There are two words which refer to the accumulation of holiness on a spatial level: Mishkan and Mikdash. Although the Talmud (Eruvin 2a) admits that these two words can sometimes be used almost interchangeably, they are not truly synonymous. They actually refer to two specific types of holy places and other usages are simply borrowed meanings. The word Mishkan, commonly translated as “Tabernacle”, generally refers to the temporary portable temple which the Jews would erect and disassemble as they travelled through the wilderness. Its root is associated with the words le-shaken and shechinah which refer to the “dwelling” of G-d’s Holy Presence. The term Mikdash or Bet ha-Mikdash, usually translated as “the Holy Temple”, is a reference to the permanent temples built in Jerusalem upon Mount Moriah.
The Mishkan remained mobile for the forty years that the Jews traversed the desert, and then stood stationary at Gilgal for the first fourteen years that the Jews settled in the Holy Land (while they conquered and divided the Land). Afterwards, the Mishkan was transferred to the city of Shiloh where it stood for three-hundred and sixty-nine years. When the Phillistines destroyed the Mishkan at Shiloh, it was relocated to Nov and then Givon for a total of fifty-seven years. By that time, the Davidic dynasty had already begun its reign and King Solomon built the First Temple in Jerusalem. The Babylonian destroyed First Temple about 410 years after its destruction and sent the Jews into a seventy-year exile in Babylon. Upon returning from exile, the Jews came to Jerusalem and built the Second Temple under Persian rule. That temple too lasted some four centuries until it was destroyed by the Roman legionaries in the year 69 CE.

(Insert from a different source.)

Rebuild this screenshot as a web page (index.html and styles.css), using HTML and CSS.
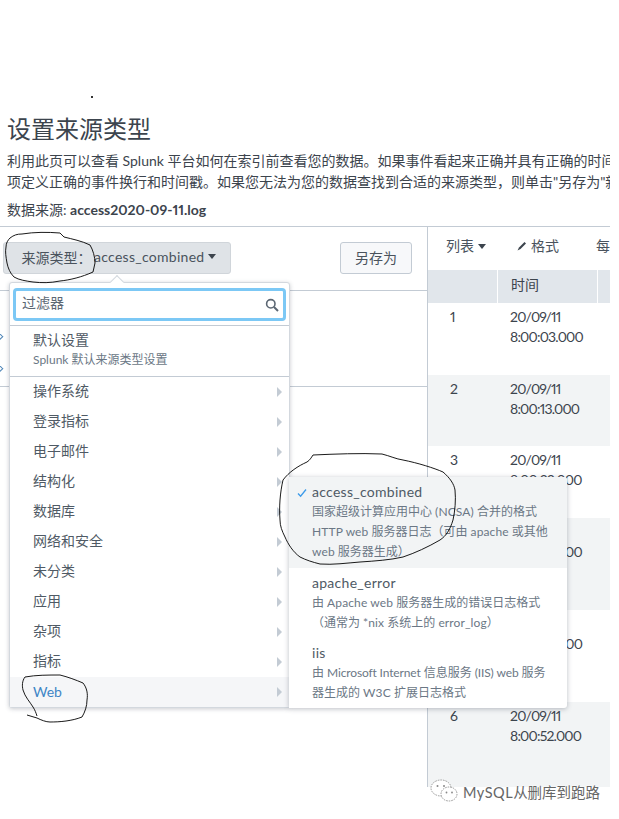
FILE: index.html
```html
<!DOCTYPE html>
<html lang="zh">
<head>
<meta charset="utf-8">
<title>设置来源类型</title>
<link rel="stylesheet" href="styles.css">
</head>
<body>
<div class="page">
  <span class="speck"></span>
  <h1 class="title">设置来源类型</h1>
  <p class="intro">利用此页可以查看 Splunk 平台如何在索引前查看您的数据。如果事件看起来正确并具有正确的时间戳，请单击"下一步"继续。否则，请从下拉菜单中选择<br>项定义正确的事件换行和时间戳。如果您无法为您的数据查找到合适的来源类型，则单击"另存为"新建来源类型。</p>
  <p class="source">数据来源: <b>access2020-09-11.log</b></p>
  <div class="workspace">
    <section class="settings">
      <div class="settings-bar">
        <button class="type-btn"><span class="type-label">来源类型：</span><span class="lat">access_combined</span><i class="caret"></i></button>
        <button class="save-btn">另存为</button>
      </div>
      <div class="settings-rows">
        <span class="chev"></span>
        <span class="chev"></span>
      </div>
    </section>
    <section class="results">
      <div class="toolbar">
        <span class="tool tool-list">列表<i class="caret small"></i></span>
        <span class="tool tool-format"><svg class="pencil" viewBox="0 0 10 10"><path d="M0.5 9.5 L2 6.5 L7.5 1 L9 2.5 L3.5 8 Z" fill="#3c444d"/></svg>格式</span>
        <span class="tool">每</span>
      </div>
      <div class="thead">
        <span class="col-n"></span><span class="col-t">时间</span><span class="col-x"></span>
      </div>
      <div class="row h72"><span class="col-n">1</span><span class="col-t">20/09/11<br>8:00:03.000</span></div>
      <div class="row h72 alt"><span class="col-n">2</span><span class="col-t">20/09/11<br>8:00:13.000</span></div>
      <div class="row h72"><span class="col-n">3</span><span class="col-t">20/09/11<br>8:00:23.000</span></div>
      <div class="row h92 alt"><span class="col-n">4</span><span class="col-t">20/09/11<br>8:00:33.000</span></div>
      <div class="row h92"><span class="col-n">5</span><span class="col-t">20/09/11<br>8:00:43.000</span></div>
      <div class="row h86 alt"><span class="col-n">6</span><span class="col-t">20/09/11<br>8:00:52.000</span></div>
    </section>

    <div class="menu">
      <span class="menu-arrow"></span>
      <div class="filter-wrap">
        <div class="filter"><span class="filter-text">过滤器</span>
          <svg class="search" viewBox="0 0 14 14"><circle cx="5.8" cy="5.8" r="4.2" fill="none" stroke="#5c6773" stroke-width="1.6"/><path d="M9 9 L13 13" stroke="#5c6773" stroke-width="2"/></svg>
        </div>
      </div>
      <div class="default-item"><div class="item-name">默认设置</div><div class="item-desc">Splunk 默认来源类型设置</div></div>
      <ul class="cats">
        <li>操作系统</li><li>登录指标</li><li>电子邮件</li><li>结构化</li><li>数据库</li>
        <li>网络和安全</li><li>未分类</li><li>应用</li><li>杂项</li><li>指标</li>
        <li class="active">Web</li>
      </ul>
    </div>

    <div class="submenu">
      <div class="sub-item selected">
        <svg class="check" viewBox="0 0 10 10"><path d="M1 5.5 L3.6 8.2 L9 1.5" fill="none" stroke="#3d9bea" stroke-width="1.3"/></svg>
        <div class="sub-name lat">access_combined</div>
        <div class="sub-desc">国家超级计算应用中心 <span class="lat">(NCSA)</span> 合并的格式<br><span class="lat">HTTP web</span> 服务器日志（可由 <span class="lat">apache</span> 或其他<br><span class="lat">web</span> 服务器生成）</div>
      </div>
      <div class="sub-item">
        <div class="sub-name lat">apache_error</div>
        <div class="sub-desc">由 <span class="lat">Apache web</span> 服务器生成的错误日志格式<br>（通常为 <span class="lat">*nix</span> 系统上的 <span class="lat">error_log</span>）</div>
      </div>
      <div class="sub-item">
        <div class="sub-name lat">iis</div>
        <div class="sub-desc">由 <span class="tight">Microsoft Internet</span> 信息服务 <span class="tight">(IIS) web</span> 服务<br>器生成的 <span class="lat">W3C</span> 扩展日志格式</div>
      </div>
    </div>
  </div>
</div>

<svg class="ink" viewBox="0 0 619 819">
  <path d="M10 238 C14 235 17 234 22 234 C34 232 48 232 60 233 L64 237 C72 239 82 241 90 245 C93 250 95 257 95 263 L93 272 C82 277 70 280 60 281 C50 283 42 283 33 282 C26 281 19 280 14 277 C10 273 8 268 7 263 C6 257 5 252 6 247 C6 243 8 240 10 238 Z"/>
  <path d="M313 455 C335 454 360 453 382 454 C390 456 396 459 403 460 C418 463 434 468 443 472 C450 478 454 484 455 490 C456 500 455 511 453 520 C450 530 446 536 440 540 C428 547 415 553 403 557 C390 560 375 561 360 562 C347 563 333 565 320 564 C312 562 306 560 300 557 C293 552 288 544 285 537 C282 531 280 526 280 520 C279 507 280 493 283 480 C289 472 298 466 307 462 C310 460 311 458 313 455 Z"/>
  <path d="M27 715 L37 718 C41 720 46 722 50 722 C60 722 72 721 82 717 C85 712 87 706 87 700 C88 694 87 688 83 683 C76 680 68 677 60 675 C48 675 36 675 25 677 C22 681 22 686 23 690 C25 697 30 702 33 707 C35 710 36 713 37 716"/>
</svg>

<div class="watermark">
  <svg class="wechat" viewBox="0 0 28 24"><ellipse cx="11" cy="9" rx="10" ry="8" fill="#fff" stroke="#9a9a9a" stroke-dasharray="1.6 1"/><ellipse cx="19" cy="15" rx="8" ry="7" fill="#fff" stroke="#9a9a9a" stroke-dasharray="1.6 1"/><circle cx="7.5" cy="7" r="1" fill="#888"/><circle cx="14" cy="7" r="1" fill="#888"/><circle cx="16.5" cy="13.5" r=".9" fill="#888"/><circle cx="22" cy="13.5" r=".9" fill="#888"/></svg>
  <span><span class="mysql">MySQL</span>从删库到跑路</span>
</div>
</body>
</html>
```

FILE: styles.css
```css
* { box-sizing: border-box; }
html, body { margin: 0; padding: 0; background: #fff; }
body {
  width: 619px;
  height: 819px;
  overflow: hidden;
  position: relative;
  font-family: "Lato", "Noto Sans CJK SC", sans-serif;
  font-size: 14px;
  color: #3c444d;
  font-variant-numeric: proportional-nums;
}
.lat { letter-spacing: .28px; }
.tight { letter-spacing: -.15px; }
.page {
  width: 610px;
  height: 787px;
  overflow: hidden;
  position: relative;
  padding-top: 112px;
}
.speck {
  position: absolute;
  left: 91px;
  top: 96px;
  width: 2px;
  height: 2px;
  background: #333;
}
.title {
  margin: 0 0 0 7px;
  font-size: 24px;
  font-weight: 400;
  line-height: 34px;
  color: #3c444d;
}
.intro {
  margin: 4px 0 0 7px;
  font-size: 14px;
  line-height: 21px;
  white-space: nowrap;
}
.source {
  margin: 8px 0 0 7px;
  line-height: 20px;
  height: 26px;
}
.source b { font-weight: 700; }

.workspace {
  position: relative;
  display: flex;
  border-top: 1px solid #c3cbd4;
  height: 561px;
}
.settings {
  width: 428px;
  flex: none;
  border-right: 1px solid #c3cbd4;
}
.settings-bar {
  height: 64px;
  padding: 15px 15px 0 3px;
  display: flex;
  justify-content: space-between;
  align-items: flex-start;
  border-bottom: 1px solid #c3cbd4;
}
.type-btn, .save-btn {
  font: inherit;
  color: #4a535d;
  height: 32px;
  border-radius: 3px;
  border: 1px solid #d0d5da;
  padding: 0 0 3px;
}
.type-btn {
  width: 228px;
  background: #dfe3e7;
  display: flex;
  align-items: center;
  padding-left: 15px;
}
.type-label { width: 75px; }
.save-btn {
  width: 72px;
  background: #f7f8fa;
  border-color: #c3cbd4;
}
.caret {
  display: inline-block;
  margin-left: 4px;
  border-left: 4px solid transparent;
  border-right: 4px solid transparent;
  border-top: 5px solid #3c444d;
}
.caret.small { vertical-align: 2px; }
.settings-rows {
  height: 96px;
  border-bottom: 1px solid #c3cbd4;
  display: flex;
  flex-direction: column;
  gap: 26px;
  padding-top: 43px;
}
.chev {
  display: block;
  width: 5px;
  height: 6px;
  margin-left: -3px;
  border-top: 1px solid #4f86b8;
  border-right: 1px solid #4f86b8;
  transform: rotate(45deg);
}

.results { flex: 1; min-width: 0; }
.toolbar {
  height: 43px;
  display: flex;
  align-items: center;
  padding: 0 0 8px 18px;
  white-space: nowrap;
  color: #4a535d;
}
.tool-list { width: 72px; }
.tool-format { width: 80px; }
.pencil { width: 10px; height: 10px; margin-right: 4px; }
.thead {
  height: 33px;
  background: #e1e6eb;
  display: flex;
  align-items: center;
}
.col-n { width: 69px; flex: none; padding-left: 22px; }
.col-t { width: 101px; flex: none; padding-left: 13px; line-height: 20px; letter-spacing: -.8px; }
.thead .col-t {
  align-self: stretch;
  display: flex;
  align-items: center;
  padding-bottom: 3px;
  letter-spacing: 0;
  border-left: 1px solid #fff;
  border-right: 1px solid #fff;
}
.row {
  display: flex;
  padding-top: 4px;
  line-height: 20px;
}
.h72 { height: 71.5px; }
.h92 { height: 92px; }
.h86 { height: 86px; }
.alt { background: #f2f4f5; }

.menu {
  position: absolute;
  left: 9px;
  top: 55px;
  width: 281px;
  height: 426px;
  background: #fff;
  border: 1px solid #d3d8de;
  border-radius: 3px;
  box-shadow: 0 1px 4px rgba(60, 70, 85, .28);
  color: #4f5a65;
}
.menu-arrow {
  position: absolute;
  left: 102px;
  top: -6px;
  width: 10px;
  height: 10px;
  background: #fff;
  border-left: 1px solid #d3d8de;
  border-top: 1px solid #d3d8de;
  transform: rotate(45deg);
}
.filter-wrap {
  position: relative;
  padding: 5px 3px 4px;
  height: 43px;
  border-bottom: 1px solid #c3cbd4;
}
.filter {
  height: 33px;
  border: 3px solid #7cc8f5;
  border-radius: 4px;
  display: flex;
  align-items: center;
  justify-content: space-between;
  padding: 0 4px 0 6px;
  color: #5c6773;
}
.filter-text { line-height: 20px; padding-bottom: 4px; }
.search { width: 14px; height: 14px; }
.default-item {
  height: 51px;
  padding: 3px 0 0 23px;
  border-bottom: 1px solid #c3cbd4;
}
.item-name { line-height: 21px; }
.item-desc { font-size: 12px; line-height: 20px; color: #6b7785; }
.cats { list-style: none; margin: 0; padding: 0; }
.cats li {
  position: relative;
  height: 30px;
  line-height: 28px;
  padding-left: 23px;
}
.cats li::after {
  content: "";
  position: absolute;
  right: 7px;
  top: 10px;
  border-top: 5px solid transparent;
  border-bottom: 5px solid transparent;
  border-left: 5px solid #c3cbd4;
}
.cats li.active { background: #f5f6f8; color: #3d85c6; line-height: 30px; }

.submenu {
  position: absolute;
  left: 289px;
  top: 250px;
  width: 278px;
  height: 231px;
  background: #fff;
  border-radius: 0 3px 3px 0;
  box-shadow: 0 1px 5px rgba(60, 70, 85, .35);
  color: #4f5a65;
  white-space: nowrap;
}
.sub-item { position: relative; padding: 5px 0 5px 23px; }
.sub-item.selected { background: #f2f4f5; height: 91px; border-radius: 0 3px 0 0; }
.check { position: absolute; left: 8px; top: 11px; width: 10px; height: 10px; }
.sub-name { line-height: 20px; }
.sub-desc { font-size: 12px; line-height: 20px; color: #6b7785; }
.sub-desc .lat { letter-spacing: .12px; }

.ink {
  position: absolute;
  left: 0;
  top: 0;
  width: 619px;
  height: 819px;
  pointer-events: none;
}
.ink path { fill: none; stroke: #000; stroke-width: .9; }

.watermark {
  position: absolute;
  left: 430px;
  top: 779px;
  display: flex;
  align-items: center;
  gap: 5px;
  font-size: 14.5px;
  color: #666;
  text-shadow: 0 0 2px #fff, 0 0 2px #fff;
}
.mysql { letter-spacing: .5px; }
.wechat { width: 28px; height: 24px; }
```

So what is the difference between a Mikdash and Mishkan? In the Mishkan, the Holy of Holies (the chamber that housed the Ark of the Covenant) was marked off with a special curtain. In the First Temple, it was marked off with a wall (although, in the Second Temple, it was demarcated with two curtains). Similarly, the Mishkan was covered with ten cloth curtains, while the Mikdash had a real roof. The Mishkan used cloth and curtains where the Mikdash used more concrete materials because by its very nature the Mishkan was merely temporary, while the Mikdash was meant to be permanent. The dimensions of the Mikdash were obviously greater than those of the Mishkan precisely because the latter was meant to be a permanent structure, not a movable temporary one.
Another major differences between the Mishkan-era and Mikdash-era was the halachic permissibility of private altars. That is, when the central place of worship was a Mishkan, then halacha allowed for private altars for the offering certain types of sacrifices (except for the forty years in the desert and the three and a half centuries that the Mishkan stood at Shiloh). However, once the Mikdash was built, all private altars became permanently forbidden.
The Mishna (Zevachim 14:6) explains that the Mishkan that stood at Shiloh had quasi-Mikdash status. At Shiloh, the Mishkan was built differently than at other places: The stone walls of the Mishkan in Shiloh exhibited the properties of a permanent edifice (unlike at the other places where the Mishkan rested), but it was nonetheless covered with a curtain as it was when erected at other places. Moreover, as mentioned above, the Mishkan stood at Shiloh for almost four hundred years, which certainly gave it some sort of permanence. So the Mishkan at Shiloh was not a temporary sanctuary as the Mishkan at other places; it was a semi-permanent stepping-stone between the temporary Mishkan and the permanent Mikdash.
Towards the end of his life, Moshe tells the Jews assembled, “For you have not yet come to the resting place or to the inheritance that Hashem, your G-d, gives you” (Deut. 12:9). The Talmud (Zevachim 119a) expounds this verse as a reference to the two stages of Temple-building: “the resting place” refers to the Mishkan at Shiloh, while “the inheritance” refers to the Temple in Jerusalem. Rabbi Avraham Wittenstein (of Yeshivat Mir in Jerusalem) explains that the Mishkan-paradigm had an advantage because it reflected the continuous manifestation of G-d’s presence from the time of His revelation at Mount Sinai. When the Phillistines destroyed the Mishkan at Shiloh, they caused a sort of disconnection from Sinai, so that when the Mishkan would later be reconstructed (at Nov and Givon) and the Mikdash would eventually be built, the Holy Presence there would not be the direct continuation of the divine revelation at Sinai. Instead, it would represent a new sort of revelation which could only be achieved through the hard work of the prophet Samuel and King David.